No one knows how Sam Pride and Joe DiMaggio crossed paths, but in 1972, Pride bought the painting from DiMaggio, and gave it to Kitomi Ito as a wedding present. It hung over their bed until he was killed, and then she moved it into the hallway of their apartment.
There is a small matte smudge on the frame of the painting, from where Kitomi Ito touches it as she passes, drawing her like a lodestone, or a statue you rub for good luck.
Provenance, in art, is a fancy word for the origins of a work. It’s the paper trail, the chain of evidence, the connection between then and now. It’s the unbroken link between the artist and the present art collector. The provenance of Kitomi Ito’s painting is devotion so fierce, it scorches the earth with tragedy and lays waste to those who experience it. Starting, of course, with the man who’d caught syphilis from his paramour…but who stared at her from the corner of the painting with single-minded focus, as if to say, For you, love, I would do it all again.
To: DOToole@gmail.com
From: FColson@nyp.org
Six of my patients died today.
Their families were allowed to come in here and say goodbye the hour before they died—and that’s an improvement over what it was last week, when they had to do it over FaceTime.
This last patient was on ECMO. Everyone’s talking about vents and how we’re running out of them but no one is talking about ECMO—which is when your lungs are so bad, even the vent doesn’t work anymore. So you get a giant-ass cannula in your neck and one in your groin and the blood gets pumped through a machine that acts like your heart and lungs. You get a Foley catheter and a rectal tube and a nasal gastric tube for nutrition—we are literally outsourcing their bodies.
This woman was twenty years old. TWENTY. All that bullshit about how the virus is killing old people? Whoever’s saying that isn’t working in an ICU. Of my six patients who died, none were over 35. Two were Hispanic women in their twenties who developed Covid bowel necrosis, which required surgical resection—they made it through surgery but died from complications. One was an overweight man, 28—overweight, but not obese. One, a paramedic, bled into her lungs.

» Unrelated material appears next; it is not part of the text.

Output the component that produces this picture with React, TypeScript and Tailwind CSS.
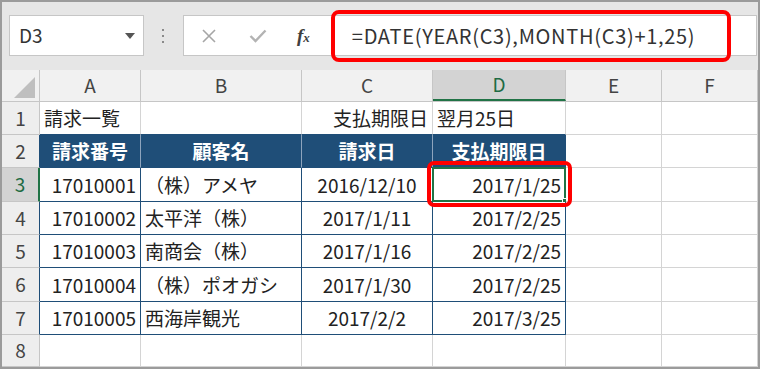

One guy I thought was gonna make it, until his pupils blew out—the heparin we gave him so the ECMO could do its work without clotting gave him a brain bleed.
Why am I telling you all this? Because I need to tell someone. And because it’s easier than what I should be saying.

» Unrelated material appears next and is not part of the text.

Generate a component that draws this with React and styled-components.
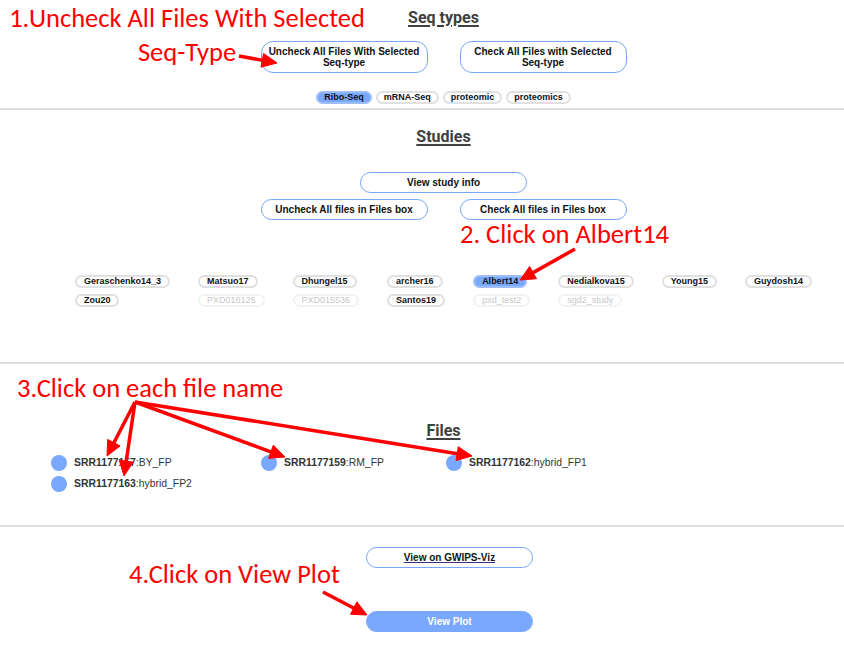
import React from "react"
import styled, { createGlobalStyle } from "styled-components"

const GlobalStyle = createGlobalStyle`
  body {
    margin: 0;
    background: #fff;
    font-family: "Liberation Sans", Arial, sans-serif;
  }
`

const Page = styled.div`
  position: relative;
  width: 844px;
  height: 654px;
  overflow: hidden;
`

const Section = styled.section`
  padding: ${props => props.$pad};
  border-bottom: ${props => (props.$last ? "none" : "2px solid #dedede")};
`

const Centered = styled.div`
  display: flex;
  flex-direction: column;
  align-items: center;
  padding-left: ${props => props.$shift ?? 43}px;
  margin-top: ${props => props.$top || 0}px;
`

const Heading = styled.h3`
  margin: 0;
  font-family: Roboto, "Liberation Sans", sans-serif;
  font-weight: 700;
  font-size: 16px;
  line-height: 20px;
  color: #404040;
  text-decoration: underline;
  text-decoration-thickness: 2px;
  text-underline-offset: 2px;
`

const ButtonRow = styled.div`
  display: flex;
  gap: ${props => props.$gap || 32}px;
  margin-top: ${props => props.$top || 0}px;
`

const Button = styled.button`
  width: 167px;
  height: ${props => (props.$tall ? 32 : 21)}px;
  padding: 0 4px;
  border: 1px solid #78a6f6;
  border-radius: ${props => (props.$tall ? 12 : 11)}px;
  background: ${props => (props.$primary ? "#7aa8ff" : "#fff")};
  color: ${props => (props.$primary ? "#fff" : "#111")};
  font-family: "Liberation Sans", Arial, sans-serif;
  font-weight: 700;
  font-size: 10px;
  line-height: 11px;
  cursor: pointer;

  ${props => props.$primary && "border-color: #7aa8ff;"}
`

const LinkText = styled.span`
  color: #141414;
  text-decoration: underline;
  text-decoration-color: #4a2a86;
`

const ChipRow = styled.div`
  display: flex;
  gap: 4px;
  margin-top: ${props => props.$top || 0}px;
`

const Chip = styled.span`
  display: inline-block;
  padding: 0 ${props => props.$pad ?? 6}px;
  border: 2px solid ${props => (props.$selected ? "#9dbdfb" : props.$disabled ? "#f3f3f3" : "#e0e0e0")};
  border-radius: 10px;
  background: ${props => (props.$selected ? "#7aa8ff" : "#fff")};
  color: ${props => (props.$disabled ? "#c9c9c9" : "#111")};
  font-weight: ${props => (props.$disabled ? 400 : 700)};
  font-size: 9px;
  line-height: 9px;
  white-space: nowrap;
`

const StudyGrid = styled.div`
  display: grid;
  grid-template-columns: repeat(8, auto);
  justify-content: center;
  justify-items: start;
  column-gap: 28px;
  row-gap: 6px;
  padding-left: 43px;
  margin-top: 55px;
`

const FileGrid = styled.div`
  display: grid;
  grid-template-columns: 210px 185px auto;
  grid-auto-rows: 21px;
  padding-left: 51px;
  margin-top: 11px;
`

const FileItem = styled.div`
  display: flex;
  align-items: center;
  gap: 7px;
  font-size: 10.4px;
  color: #333;
  cursor: pointer;
`

const Dot = styled.span`
  width: 16px;
  height: 16px;
  border-radius: 50%;
  background: #7aa8ff;
  flex: none;
`

const FileId = styled.b`
  font-weight: 700;
`

const Note = styled.div`
  position: absolute;
  left: ${props => props.$x}px;
  top: ${props => props.$y}px;
  width: ${props => (props.$w ? `${props.$w}px` : "auto")};
  font-family: Carlito, Lato, "Open Sans", sans-serif;
  font-size: 26.5px;
  line-height: ${props => props.$lh || 26.5}px;
  color: #ff0000;
  text-align: center;
  white-space: nowrap;
  pointer-events: none;
`

const Overlay = styled.svg`
  position: absolute;
  left: 0;
  top: 0;
  pointer-events: none;
`

const Arrow = ({ from, to }) => {
  const [x1, y1] = from
  const [x2, y2] = to
  const dx = x2 - x1
  const dy = y2 - y1
  const len = Math.hypot(dx, dy)
  const ux = dx / len
  const uy = dy / len
  const head = 15
  const half = 7
  const bx = x2 - ux * head
  const by = y2 - uy * head
  const pts = [
    [x2, y2],
    [bx - uy * half, by + ux * half],
    [bx + uy * half, by - ux * half],
  ]
  return (
    <g fill="#ff0000" stroke="#ff0000">
      <line x1={x1} y1={y1} x2={bx + ux * 2} y2={by + uy * 2} strokeWidth="3.5" />
      <polygon points={pts.map(p => p.join(",")).join(" ")} strokeWidth="1" strokeLinejoin="round" />
    </g>
  )
}

const seqTypes = [
  { name: "Ribo-Seq", selected: true },
  { name: "mRNA-Seq" },
  { name: "proteomic" },
  { name: "proteomics" },
]

const studies = [
  { name: "Geraschenko14_3" },
  { name: "Matsuo17" },
  { name: "Dhungel15" },
  { name: "archer16" },
  { name: "Albert14", selected: true },
  { name: "Nedialkova15" },
  { name: "Young15" },
  { name: "Guydosh14" },
  { name: "Zou20" },
  { name: "PXD016125", disabled: true },
  { name: "PXD015536", disabled: true },
  { name: "Santos19" },
  { name: "pxd_test2", disabled: true },
  { name: "sgd2_study", disabled: true },
]

const files = [
  { id: "SRR1177157", label: "BY_FP" },
  { id: "SRR1177159", label: "RM_FP" },
  { id: "SRR1177162", label: "hybrid_FP1" },
  { id: "SRR1177163", label: "hybrid_FP2" },
]

const arrows = [
  [[239, 56], [277, 63]],
  [[575, 249], [520, 280]],
  [[135, 402], [107, 456]],
  [[135, 402], [124, 476]],
  [[135, 402], [285, 457]],
  [[135, 402], [472, 456]],
  [[323, 592], [367, 615]],
]

const App = () => {
  return (
    <Page>
      <GlobalStyle />

      <Section $pad="8px 0 4px 0">
        <Centered>
          <Heading>Seq types</Heading>
        </Centered>
        <Centered $top={13}>
          <ButtonRow>
            <Button $tall>Uncheck All Files With Selected Seq-type</Button>
            <Button $tall>Check All Files with Selected Seq-type</Button>
          </ButtonRow>
        </Centered>
        <Centered $top={18}>
          <ChipRow>
            {seqTypes.map(s => (
              <Chip key={s.name} $selected={s.selected}>
                {s.name}
              </Chip>
            ))}
          </ChipRow>
        </Centered>
      </Section>

      <Section $pad="17px 0 55px 0">
        <Centered>
          <Heading>Studies</Heading>
        </Centered>
        <Centered $top={25}>
          <Button>View study info</Button>
          <ButtonRow $top={6}>
            <Button>Uncheck All files in Files box</Button>
            <Button>Check All files in Files box</Button>
          </ButtonRow>
        </Centered>
        <StudyGrid>
          {studies.map(s => (
            <Chip key={s.name} $pad={7} $selected={s.selected} $disabled={s.disabled}>
              {s.name}
            </Chip>
          ))}
        </StudyGrid>
      </Section>

      <Section $pad="57px 0 31px 0">
        <Centered>
          <Heading>Files</Heading>
        </Centered>
        <FileGrid>
          {files.map(f => (
            <FileItem key={f.id}>
              <Dot />
              <span>
                <FileId>{f.id}</FileId>:{f.label}
              </span>
            </FileItem>
          ))}
        </FileGrid>
      </Section>

      <Section $pad="20px 0 0 0" $last>
        <Centered $shift={55}>
          <Button>
            <LinkText>View on GWIPS-Viz</LinkText>
          </Button>
        </Centered>
        <Centered $shift={55} $top={43}>
          <Button $primary>View Plot</Button>
        </Centered>
      </Section>

      <Note $x={7} $y={1} $w={360} $lh={34}>
        1.Uncheck All Files With Selected
        <br />
        Seq-Type
      </Note>
      <Note $x={460} $y={221}>2. Click on Albert14</Note>
      <Note $x={17} $y={375}>3.Click on each file name</Note>
      <Note $x={129} $y={561}>4.Click on View Plot</Note>

      <Overlay width="844" height="654" viewBox="0 0 844 654">
        {arrows.map(([from, to], i) => (
          <Arrow key={i} from={from} to={to} />
        ))}
      </Overlay>
    </Page>
  )
}

export default App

Which is: I’m sorry for what I said to you. I know I’m the reason you’re where you are now. It’s just that nothing’s the way it is supposed to be, goddammit.
Sometimes I sit and listen to the whir of the ECMO machine, and I think, This person’s heart is outside his body, and I understand completely.
Because so is mine.
* * *
—
The night before my two-week anniversary on Isabela, Abuela throws me a goodbye dinner. Gabriel comes with Beatriz, who clings to me when I leave to go down to my apartment. I’ve given her my cellphone number, but also my address, to stay in touch. Gabriel walks me to my door that night. “What will you do back home?” he asks.
I shrug. “Get on with my life,” I tell him. But I am not quite sure what that is anymore. I don’t know if I’ll have a job, and I am nervous about seeing Finn again, after our weird phone conversation.
“Well,” he says, “I hope it’s a good one, then. Your life.”
“That’s the plan,” I say, and we say good night.
It does not take long for me to pack—after all, I have nearly nothing—but I clean the kitchen countertops and fold the towels I’ve washed and fall asleep dreaming of my reunion with Finn. Normally, I would have checked on my flight home, but without internet, I have to just hope for the best.